Empiezo mi segundo día de Festival con la producción británica Las estrellas de cine no mueren en Liverpool, de Paul McGuigan. Un drama romántico basado en las memorias del actor inglés Peter Turner que narra la historia de amor que mantuvo con la actriz norteamericana Gloria Grahame a finales de los 70. Una apasionada historia que, pese, o gracias, a las diferencias que los separaban, sociales (ella una estrella de Hollywood en decadencia, él un chico de casa humilde de Liverpool que está intentado iniciar su carrera cómo actor) y de edad (se llevaban 30 años), fue de las más comentadas de la época.
La historia se inicia cuando Gloria (Annette Bening) tras un colapso sufrido en una actuación en Lancaster se vuelve a poner en contacto con Ted (Jamie Bell) para que la cuide hasta que se recupere, él la lleva a su casa familiar en Liverpool donde toda la familia la acoge y se encarga de ella mientras él va reviviendo sus recuerdos de cómo se conocieron y enamoraron. La película está narrada, por tanto, a través de flashbacks que, pretendiendo ser ingeniosos visualmente, a veces resultan algo forzados. Por otro lado, la continua contraposición entre ese pasado brillante y un doloroso presente no hace más que contribuir a la fuerza dramática del film. Una fuerza ya de por si poderosa gracias a unas interpretaciones portentosas y llenas de matices a cargo de Bening y Bell; los dos componen una pareja inusual que logra transmitir auténtica química a pesar de la edad que los separa, un trabajo brillante apuntalado por unos actores secundarios a un gran nivel. Una acertada recreación de la época y una fotografía preciosista suponen la guinda para componer una película tan bella como dolorosa y catárquica emocionalmente, que nos regala algunas escenas de esas que permanecen en la retina por largo tiempo. McGuigan ha tenido una carrera más prolífica en series de TV que en cine (aunqué ese detalle, hoy en dia, no suponga ninguna minusvaloración), pero vista esta obra, quizá debería empezar a frecuentar más a menudo la gran pantalla.
Por la tarde, por eso de hacer tiempo, me metí en una sesión infantil, Sherlock Gnomes, película de animación a cargo de John Stevenson y secuela de Gnomeo y Julieta, que he de reconocer que no vi. Es significativo recalcar lo de sesión infantil en este caso ya que, no teniendo nada en contra contra los films de animación, más bien lo contrario, pienso que el gran acierto de Pixar y sus más directas competidoras es ofrecer obras que, teniendo diferentes niveles de profundidad, son igualmente disfrutables por niños y adultos. Pues bien, está claro que esta película no juega en esa liga y su público objetivo es exclusivamente infantil.

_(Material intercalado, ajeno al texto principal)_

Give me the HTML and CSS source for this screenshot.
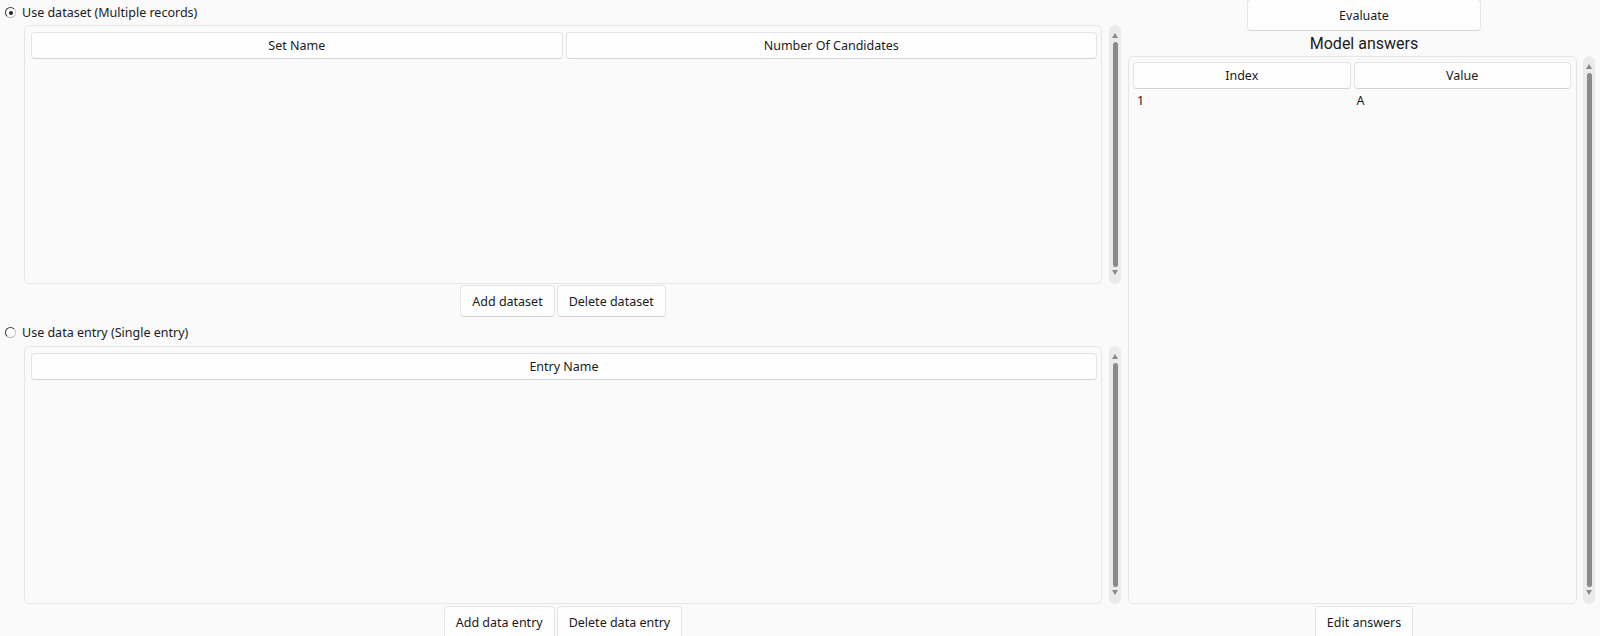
FILE: index.html
```html
<!DOCTYPE html>
<html>
<head>
<meta charset="utf-8">
<link rel="stylesheet" href="styles.css">
</head>
<body>
<div class="app">
  <div class="left">
    <label class="radio-row first">
      <span class="radio checked"></span>
      <span class="radio-label">Use dataset (Multiple records)</span>
    </label>
    <div class="table-area t1">
      <div class="frame">
        <div class="header">
          <div class="hcell">Set Name</div>
          <div class="hcell">Number Of Candidates</div>
        </div>
      </div>
      <div class="scroll">
        <span class="arrow up"></span>
        <span class="thumb"></span>
        <span class="arrow down"></span>
      </div>
    </div>
    <div class="btn-row">
      <button class="btn">Add dataset</button>
      <button class="btn">Delete dataset</button>
    </div>
    <label class="radio-row second">
      <span class="radio"></span>
      <span class="radio-label">Use data entry (Single entry)</span>
    </label>
    <div class="table-area t2">
      <div class="frame">
        <div class="header">
          <div class="hcell">Entry Name</div>
        </div>
      </div>
      <div class="scroll">
        <span class="arrow up"></span>
        <span class="thumb"></span>
        <span class="arrow down"></span>
      </div>
    </div>
    <div class="btn-row bottom">
      <button class="btn">Add data entry</button>
      <button class="btn">Delete data entry</button>
    </div>
  </div>
  <div class="right">
    <button class="btn evaluate">Evaluate</button>
    <div class="title">Model answers</div>
    <div class="table-area t3">
      <div class="frame rframe">
        <div class="header">
          <div class="hcell">Index</div>
          <div class="hcell">Value</div>
        </div>
        <div class="row">
          <div class="cell">1</div>
          <div class="cell">A</div>
        </div>
      </div>
      <div class="scroll">
        <span class="arrow up"></span>
        <span class="thumb"></span>
        <span class="arrow down"></span>
      </div>
    </div>
    <div class="btn-row bottom">
      <button class="btn">Edit answers</button>
    </div>
  </div>
</div>
</body>
</html>
```
FILE: styles.css
```css
* { box-sizing: border-box; }
html, body {
  margin: 0;
  padding: 0;
  background: #fafafa;
  width: 1600px;
  height: 636px;
  overflow: hidden;
  font-family: "Noto Sans", "Open Sans", sans-serif;
  font-size: 12.5px;
  color: #1b1b1b;
}
.app {
  display: flex;
  height: 636px;
  align-items: flex-start;
}
.left {
  width: 1128px;
  flex: none;
  display: flex;
  flex-direction: column;
}
.right {
  width: 472px;
  flex: none;
  display: flex;
  flex-direction: column;
  align-items: center;
}
.left > *, .right > * { flex-shrink: 0; }
.radio-row {
  display: flex;
  align-items: center;
  padding-left: 5px;
}
.radio-row.first { height: 25px; }
.radio-row.second { height: 29px; padding-top: 2px; }
.radio {
  width: 11px;
  height: 11px;
  border-radius: 50%;
  border: 1px solid #3a3a3a;
  border-right-color: #c8c8c8;
  border-bottom-color: #b0b0b0;
  background: #fff;
  position: relative;
  flex: none;
}
.radio.checked::after {
  content: "";
  position: absolute;
  left: 2.5px;
  top: 2.5px;
  width: 4px;
  height: 4px;
  border-radius: 50%;
  background: #222;
}
.radio-label {
  margin-left: 6px;
  line-height: 16px;
}
.table-area {
  display: flex;
  padding-left: 24px;
}
.t1 { height: 259px; }
.t2 { height: 258px; }
.t3 { height: 548px; padding-left: 0; align-self: stretch; }
.frame {
  width: 1078px;
  border: 1px solid #e6e6e6;
  border-radius: 5px;
  background: #fafafa;
  padding: 6px 4px 0 6px;
}
.rframe {
  width: 449px;
  padding: 5px 5px 0 4px;
}
.header {
  display: flex;
  gap: 3px;
}
.hcell {
  flex: 1;
  height: 27px;
  display: flex;
  align-items: center;
  justify-content: center;
  background: #fefefe;
  border: 1px solid #e4e4e4;
  border-bottom-color: #d3d3d3;
  border-radius: 4px;
  white-space: nowrap;
}
.row {
  display: flex;
  height: 22px;
  align-items: center;
}
.cell {
  flex: 1;
  padding-left: 4px;
}
.cell + .cell { padding-left: 5px; }
.scroll {
  width: 12px;
  margin-left: 7px;
  border-radius: 6px;
  background: #ebebeb;
  display: flex;
  flex-direction: column;
  align-items: center;
  padding: 8px 0 9px;
}
.t3 .scroll { margin-left: 6px; }
.arrow {
  width: 0;
  height: 0;
  border-left: 3.5px solid transparent;
  border-right: 3.5px solid transparent;
  flex: none;
}
.arrow.up { border-bottom: 5px solid #8a8a8a; margin-bottom: 4px; }
.arrow.down { border-top: 5px solid #8a8a8a; margin-top: 3px; }
.thumb {
  flex: 1;
  width: 5px;
  border-radius: 3px;
  background: #8a8a8a;
}
.btn-row {
  display: flex;
  justify-content: center;
  gap: 2px;
  width: 1102px;
  padding-left: 24px;
  margin-top: 1px;
  height: 32px;
}
.btn-row.bottom { margin-top: 2px; height: 40px; }
.right .btn-row { width: auto; padding-left: 0; }
.btn {
  font-family: inherit;
  font-size: 12.5px;
  color: #1b1b1b;
  background: #fefefe;
  border: 1px solid #e5e5e5;
  border-bottom-color: #d2d2d2;
  border-radius: 4px;
  padding: 0 11px;
  height: 32px;
  margin: 0;
}
.btn-row.bottom .btn { height: 40px; padding-bottom: 8px; }
.evaluate {
  width: 234px;
  margin-top: -1px;
}
.title {
  height: 25px;
  font-family: Roboto, "Liberation Sans", sans-serif;
  font-size: 16px;
  line-height: 25px;
  color: #1b1b1b;
}
```
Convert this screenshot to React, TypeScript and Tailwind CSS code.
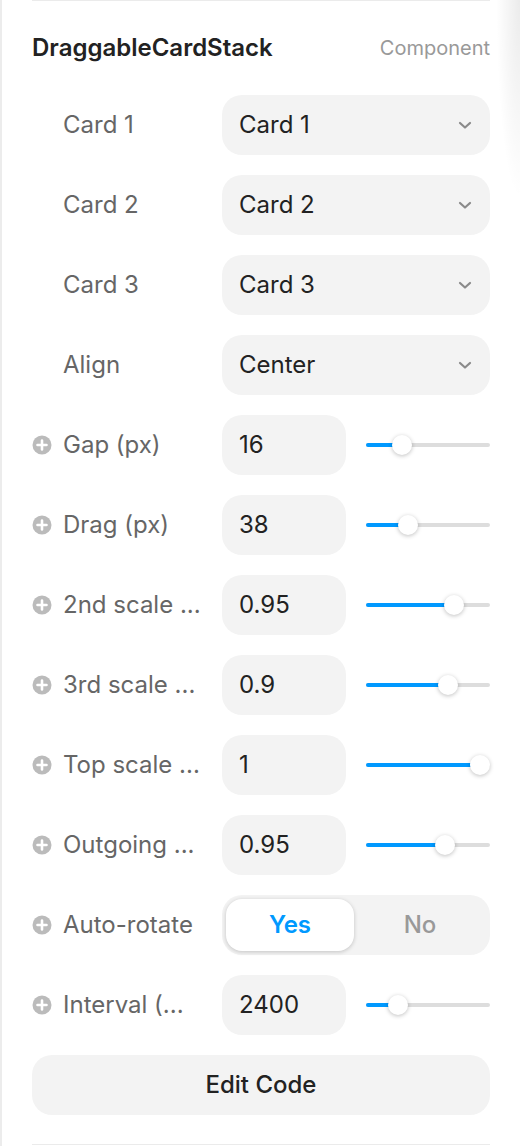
import React from "react";

const font = { fontFamily: "Inter, 'Noto Sans', sans-serif" };

function PlusIcon() {
  return (
    <svg width="20" height="20" viewBox="0 0 20 20" className="shrink-0">
      <circle cx="10" cy="10" r="9.5" fill="#bbbbbb" />
      <path d="M10 5.5v9M5.5 10h9" stroke="#ffffff" strokeWidth="2.6" strokeLinecap="round" />
    </svg>
  );
}

function Chevron() {
  return (
    <svg width="14" height="10" viewBox="0 0 14 10">
      <path d="M2 3l5 4.5L12 3" fill="none" stroke="#8a8a8a" strokeWidth="2.2" strokeLinecap="round" strokeLinejoin="round" />
    </svg>
  );
}

function Label({ text, plus }: { text: string; plus?: boolean }) {
  return (
    <div className="w-[190px] flex items-center h-full">
      <div className="w-[31px] flex items-center">{plus ? <PlusIcon /> : null}</div>
      <span className="text-[24px] text-[#666666] whitespace-nowrap">{text}</span>
    </div>
  );
}

function SelectRow({ label, value }: { label: string; value: string }) {
  return (
    <div className="flex items-center h-[60px]">
      <Label text={label} />
      <div className="flex-1 h-[60px] rounded-[20px] bg-[#f3f3f3] flex items-center justify-between pl-[17px] pr-[18px]">
        <span className="text-[24px] text-[#222222]">{value}</span>
        <Chevron />
      </div>
    </div>
  );
}

function Slider({ frac }: { frac: number }) {
  const center = 10 + frac * 104;
  return (
    <div className="relative w-[124px] h-[20px]">
      <div className="absolute left-0 right-0 top-[8px] h-[4px] rounded-full bg-[#dddddd]" />
      <div className="absolute left-0 top-[8px] h-[4px] rounded-full bg-[#0099ff]" style={{ width: center }} />
      <div
        className="absolute top-0 w-[20px] h-[20px] rounded-full bg-white shadow-[0_1px_4px_rgba(0,0,0,0.25)]"
        style={{ left: center - 10 }}
      />
    </div>
  );
}

function NumberRow({ label, value, frac }: { label: string; value: string; frac: number }) {
  return (
    <div className="flex items-center h-[60px]">
      <Label text={label} plus />
      <div className="w-[124px] h-[60px] rounded-[20px] bg-[#f3f3f3] flex items-center pl-[17px]">
        <span className="text-[24px] text-[#222222]">{value}</span>
      </div>
      <div className="ml-[20px] flex items-center">
        <Slider frac={frac} />
      </div>
    </div>
  );
}

export default function App() {
  return (
    <div style={font} className="relative w-[520px] h-[1146px] bg-white border-l-2 border-[#ececec] overflow-hidden">
      <div className="pl-[30px] pr-[30px] flex flex-col">
        <div className="h-px bg-[#ebebeb]" />
        <div className="h-[94px] flex items-center justify-between">
          <span className="text-[24px] font-semibold text-[#222222]">DraggableCardStack</span>
          <span className="text-[20px] text-[#999999]">Component</span>
        </div>
        <div className="flex flex-col gap-[20px]">
          <SelectRow label="Card 1" value="Card 1" />
          <SelectRow label="Card 2" value="Card 2" />
          <SelectRow label="Card 3" value="Card 3" />
          <SelectRow label="Align" value="Center" />
          <NumberRow label="Gap (px)" value="16" frac={0.25} />
          <NumberRow label="Drag (px)" value="38" frac={0.31} />
          <NumberRow label="2nd scale ..." value="0.95" frac={0.75} />
          <NumberRow label="3rd scale ..." value="0.9" frac={0.69} />
          <NumberRow label="Top scale ..." value="1" frac={1} />
          <NumberRow label="Outgoing ..." value="0.95" frac={0.66} />
          <div className="flex items-center h-[60px]">
            <Label text="Auto-rotate" plus />
            <div className="flex-1 h-[60px] rounded-[20px] bg-[#f3f3f3] flex p-[4px]">
              <div className="w-[128px] h-[52px] rounded-[16px] bg-white shadow-[0_1px_4px_rgba(0,0,0,0.2)] flex items-center justify-center">
                <span className="text-[24px] font-semibold text-[#0099ff]">Yes</span>
              </div>
              <div className="flex-1 flex items-center justify-center">
                <span className="text-[24px] font-medium text-[#999999]">No</span>
              </div>
            </div>
          </div>
          <NumberRow label="Interval (..." value="2400" frac={0.21} />
          <div className="h-[60px] rounded-[20px] bg-[#f3f3f3] flex items-center justify-center">
            <span className="text-[24px] font-medium text-[#222222]">Edit Code</span>
          </div>
        </div>
        <div className="h-[29px]" />
        <div className="h-px bg-[#ebebeb]" />
      </div>
      <div className="absolute top-0 right-0 w-[24px] h-[200px] bg-[radial-gradient(ellipse_at_top_right,rgba(0,0,0,0.08),rgba(0,0,0,0)_70%)]" />
    </div>
  );
}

La animación es eficaz, incluso en algunos momentos vistosa, pero poco más se ofrece. Con unos personajes y una trama excesivamente planos y previsibles, da la sensación que el universo de figuras ornamentales vivientes que parece intentar crearse ya no da para más. La falta de carisma de sus protagonistas es tal que la pareja protagonista del primer film aquí devienen en secundarios frente a la pareja formada por Sherlock y Watson, los cuales tampoco es que hagan ninguna aportación especial u original, incluso los villanos se perciben desaprovechados y el humor desplegado apenas consigue hacer esbozar algunas sonrisas si tienes más de 12 años. En definitiva, una película que, sin ser mala, resulta demasiado anodina y probablemente sólo sean capaces de disfrutar los más pequeños de la casa.
Tras salir de esta sesión me encontré con la compañera Laura Blanco y juntos acudimos a las sesiones de El fútbol o yo, de Marcos Carnevale, una irregular comedia argentina en torno a la adicción al futbol de un padre de familia, salpicada de momentos inspirados; y de la que fue la película inaugural del festival: La Sociedad Literaria y El Pastel de Piel de Patata, de Mike Newell. Una amable y elegante tragicomedia romántica, con trasfondo histórico, basada en la novela homónima y con una factura británica muy reconocible que trata, entre otras cosas, sobre el poder transformador y liberador de la palabra escrita.